In his welcoming remarks, John Raisian–the Institution’s Tad and Dianne Taube Director–discussed what Hoover’s new multitask force initiative looks like and where this particular task force fit into the plan. During his remarks, Raisian spoke of the success of the first task force at Hoover, the Koret Task Force on K–12 Education. The accomplishments of that task force, he said, serve as a model for the other task forces, including the one focusing on national security and law. In addition, Raisian said, the other eight task forces, which are in various planning and start-up stages, address a wide range of issues, including the values of a free society, private property rights and energy.

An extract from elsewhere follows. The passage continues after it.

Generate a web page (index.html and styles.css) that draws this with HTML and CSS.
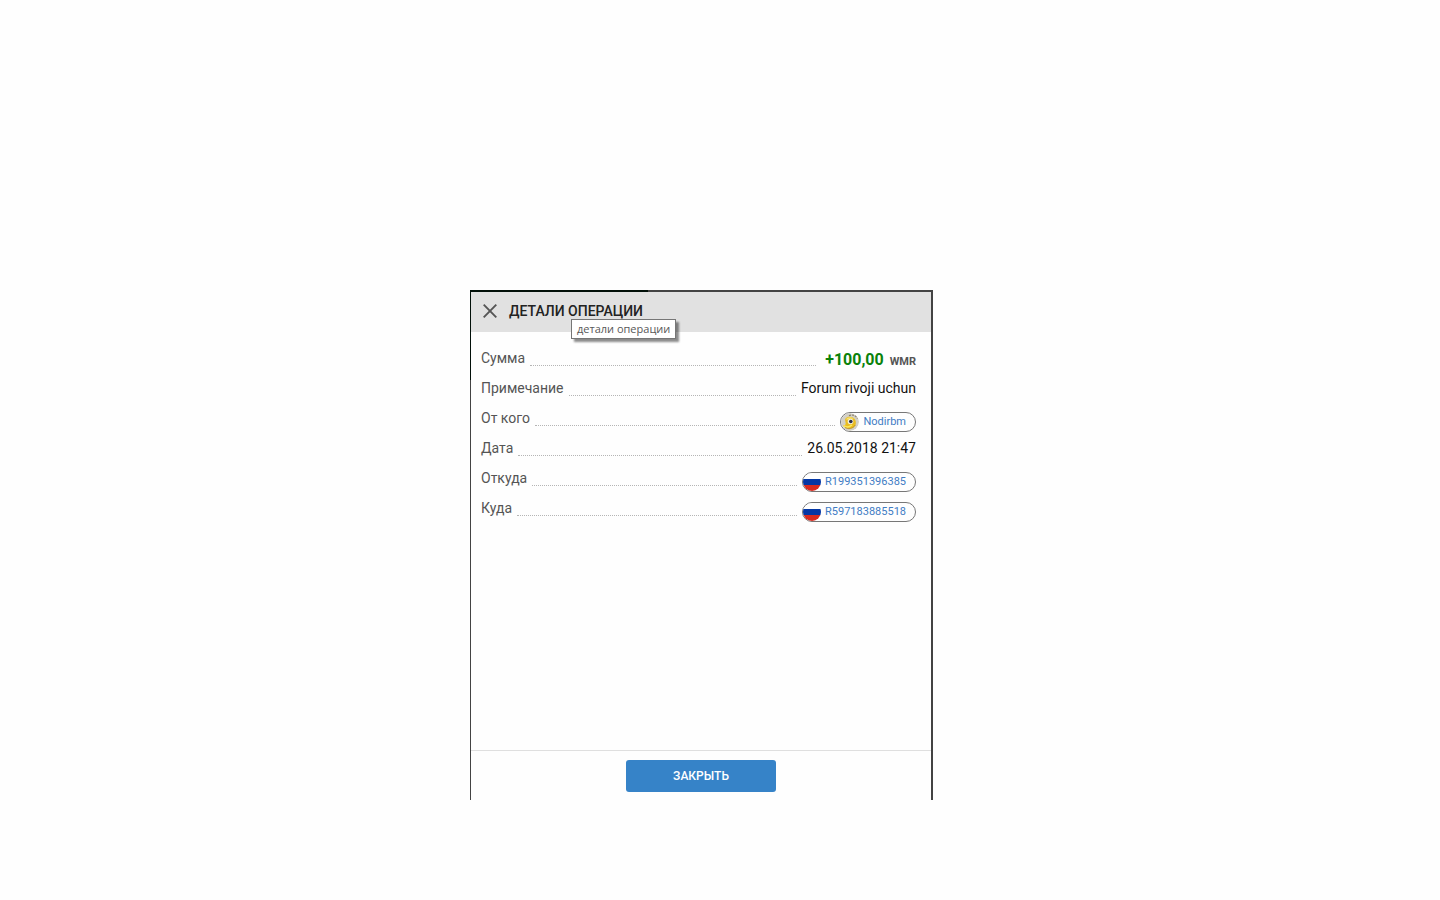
FILE: index.html
```html
<!DOCTYPE html>
<html lang="ru">
<head>
    <meta charset="UTF-8">
    <meta name="viewport" content="width=device-width, initial-scale=1.0">
    <title>Детали операции</title>
    <link rel="stylesheet" href="styles.css">
</head>
<body>
    <div class="dialog" role="dialog" aria-labelledby="dialog-title">
        <header class="dialog-header">
            <button class="close-icon" type="button" aria-label="Закрыть окно">
                <svg width="14" height="14" viewBox="0 0 14 14">
                    <path d="M0.7 0.7L13.3 13.3M13.3 0.7L0.7 13.3" fill="none" stroke="#555" stroke-width="1.9"/>
                </svg>
            </button>
            <h1 class="title" id="dialog-title">ДЕТАЛИ ОПЕРАЦИИ</h1>
            <div class="tooltip" role="tooltip">детали операции</div>
        </header>

        <dl class="details">
            <div class="row">
                <dt>Сумма</dt>
                <dd class="amount">+100,00 <span class="currency">WMR</span></dd>
            </div>
            <div class="row">
                <dt>Примечание</dt>
                <dd>Forum rivoji uchun</dd>
            </div>
            <div class="row">
                <dt>От кого</dt>
                <dd>
                    <a class="chip" href="#">
                        <svg class="chip-icon" width="18" height="18" viewBox="0 0 18 18">
                            <circle cx="9" cy="9" r="9" fill="#d3d0c5"/>
                            <path d="M4.500 5.500C6.500 3 12 3 14 6.500C16 10 14.500 14 11 15C7.500 16 4 15 2 12.500C4.500 12.500 5 11 4.500 9C4 7.500 4 6.500 4.500 5.500Z" fill="#e9bd22"/>
                            <path d="M5.500 5.500C8 3.500 11 4 13 6C10.500 5.500 8 5.500 5.500 7Z" fill="#f8e36d"/>
                            <path d="M2.500 12.700C5 14.500 8.500 14 11 12" fill="none" stroke="#fbe75c" stroke-width="1.500"/>
                            <path d="M4 14.500C7 16.500 12 16 14.300 12" fill="none" stroke="#b98a18" stroke-width="0.800"/>
                            <circle cx="9.500" cy="8.500" r="2.800" fill="#f4f1dc"/>
                            <circle cx="9.800" cy="8.500" r="1.800" fill="#2c2f4c"/>
                            <path d="M8 2.800C11 1 15 2.500 16.500 5.500" fill="none" stroke="#8d806b" stroke-width="1.200" stroke-dasharray="2 1"/>
                        </svg>
                        <span>Nodirbm</span>
                    </a>
                </dd>
            </div>
            <div class="row">
                <dt>Дата</dt>
                <dd>26.05.2018 21:47</dd>
            </div>
            <div class="row">
                <dt>Откуда</dt>
                <dd>
                    <a class="chip" href="#">
                        <span class="chip-icon flag"></span>
                        <span>R199351396385</span>
                    </a>
                </dd>
            </div>
            <div class="row">
                <dt>Куда</dt>
                <dd>
                    <a class="chip" href="#">
                        <span class="chip-icon flag"></span>
                        <span>R597183885518</span>
                    </a>
                </dd>
            </div>
        </dl>

        <footer class="dialog-footer">
            <button class="close-button" type="button">ЗАКРЫТЬ</button>
        </footer>
    </div>
</body>
</html>
```

FILE: styles.css
```css
* {
    box-sizing: border-box;
}

body {
    margin: 0;
    padding: 290px 37px 100px 0;
    display: flex;
    justify-content: center;
    background: #fefefe;
    font-family: Roboto, "Noto Sans", sans-serif;
    font-size: 14px;
    line-height: 20px;
}

/* the frame is darker near the top left corner */
.dialog {
    display: flex;
    flex-direction: column;
    width: 100%;
    max-width: 463px;
    min-height: 510px;
    padding: 2px 2px 0 1px;
    background:
        linear-gradient(#021009, #021009) 0 0 / 178px 2px no-repeat,
        linear-gradient(#021009, #021009) 0 0 / 1px 90px no-repeat,
        #434343;
}

.dialog-header {
    position: relative;
    display: flex;
    align-items: center;
    gap: 12px;
    height: 40px;
    padding: 0 12px 2px;
    background: #e1e1e1;
}

.close-icon {
    display: flex;
    padding: 0;
    border: none;
    background: none;
    cursor: pointer;
}

.title {
    margin: 0;
    color: #222;
    font-size: 14px;
    font-weight: 500;
}

.tooltip {
    position: absolute;
    top: 27px;
    left: 100px;
    padding: 0 5px;
    border: 1px solid #767676;
    background: #fff;
    box-shadow: 3px 3px 2px rgba(0, 0, 0, 0.45);
    color: #575757;
    font-family: "Open Sans", sans-serif;
    font-size: 11px;
    line-height: 18px;
    white-space: nowrap;
}

.details {
    flex: 1;
    margin: 0;
    padding: 12px 15px 12px 10px;
    background: #fefefe;
}

.row {
    display: flex;
    height: 30px;
    padding-top: 4px;
}

.row dt {
    display: flex;
    flex: 1;
    color: #555;
}

/* dotted leader between label and value */
.row dt::after {
    content: "";
    flex: 1;
    height: 17px;
    margin: 0 5px;
    border-bottom: 1px dotted #b5b5b5;
}

.row dd {
    margin: 0;
    color: #111;
}

.row .amount {
    padding-left: 4px;
    color: #0a820a;
    font-size: 16px;
    font-weight: 700;
    line-height: 24px;
}

.currency {
    margin-left: 2px;
    color: #555;
    font-size: 11px;
}

.chip {
    display: flex;
    align-items: center;
    gap: 4px;
    height: 20px;
    margin-top: 4px;
    padding-right: 9px;
    border: 1px solid #777;
    border-radius: 10px;
    color: #3f7cc4;
    font-size: 11px;
    text-decoration: none;
}

.chip-icon {
    flex: none;
    width: 18px;
    height: 18px;
    border-radius: 50%;
}

.flag {
    background: linear-gradient(#fff 6px, #0437a5 6px 12px, #d82b1f 12px);
}

.dialog-footer {
    display: flex;
    justify-content: center;
    padding: 9px 0 8px;
    border-top: 1px solid #dfdfdf;
    background: #fefefe;
}

.close-button {
    width: 150px;
    height: 32px;
    border: none;
    border-radius: 3px;
    background: #3683c8;
    color: #fff;
    font-family: inherit;
    font-size: 12px;
    font-weight: 500;
    cursor: pointer;
}
```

Task force chairman Peter Berkowitz, the Tad and Dianne Taube Senior Fellow, discussed the launch of the national security and law task force in his before-dinner remarks. In regard to the task force’s development after the September 11, 2001, attacks, Berkowitz said that the war against Islamic extremism posed formidable challenges for the American legal system, in part because the United States was confronted by a threat unlike any other in its history. For example, the “new enemy” is not part of a nation- state, does not fight in uniformed troops against other armies in uniformed troops, and does not limit itself to conventional armed conflict but instead targets civilians or operates in civilian areas, and its threat could continue for decades.

All those reasons, Berkowitz said, suggested to him a crucial limitation in a major assumption of the past 350 years: that nation-states were the principal actors in war because only they had the capacity to commit such acts. That assumption is no longer valid, he pointed out, because bands of fanatics around the world can organize and threaten countries such as the United States, which forces us to rethink our national security. “In a nutshell, both the criminal law and laws of war seem to apply to terrorism, but neither body of law applies adequately or completely,” Berkowitz said.

Concerns such as these, Berkowitz said, informed the development of the edited volume Terrorism, the Laws of War, and the Constitution, with all the books’ contributors agreeing that the difficult legal questions raised by jihadist terrorists require, among other things, crafting a new legal architecture to meet the challenges of the war on terror. Consequently, the Koret-Taube Task Force on National Security and Law was formed to study this issue and others, such as rethinking the laws of war and clarifying the spirit in which we should be thinking about the terrorist threat.

The task force will address three broad areas in its research, Berkowitz added. The first is, how do the September 11, 2001, attacks and struggle against jihadist terrorism challenge the dominant assumptions on which criminal law and the laws of war rest? Second, in responding to the challenges of balancing liberty and security in a post-9/11 world, what is the proper division of labor among the three branches of government? And third, what are appropriate laws for dealing with terrorism?

Members of the task force introduced at the dinner include Kenneth Anderson, professor of international law at Washington College of Law, American University; Philip Bobbitt, professor of law and director of the Center for National Security at Columbia University; Jack Goldsmith, the Henry L.Shattuck Professor of Law at Harvard University; Hoover senior fellow Stephen D. Krasner, the Graham H. Stuart Professor of International Rights at Stanford University; Jessica Stern, academic director of the Program on Terrorism and the Law at Harvard Law School; Matthew Waxman, associate professor of law at the Columbia Law School; and Benjamin Wittes, columnist and fellow and research director in public law at the Brookings Institution. Task force member Ruth Wedgewood, the Edward B. Burling Professor of International Law and Diplomacy at Johns Hopkins University, was unable to attend.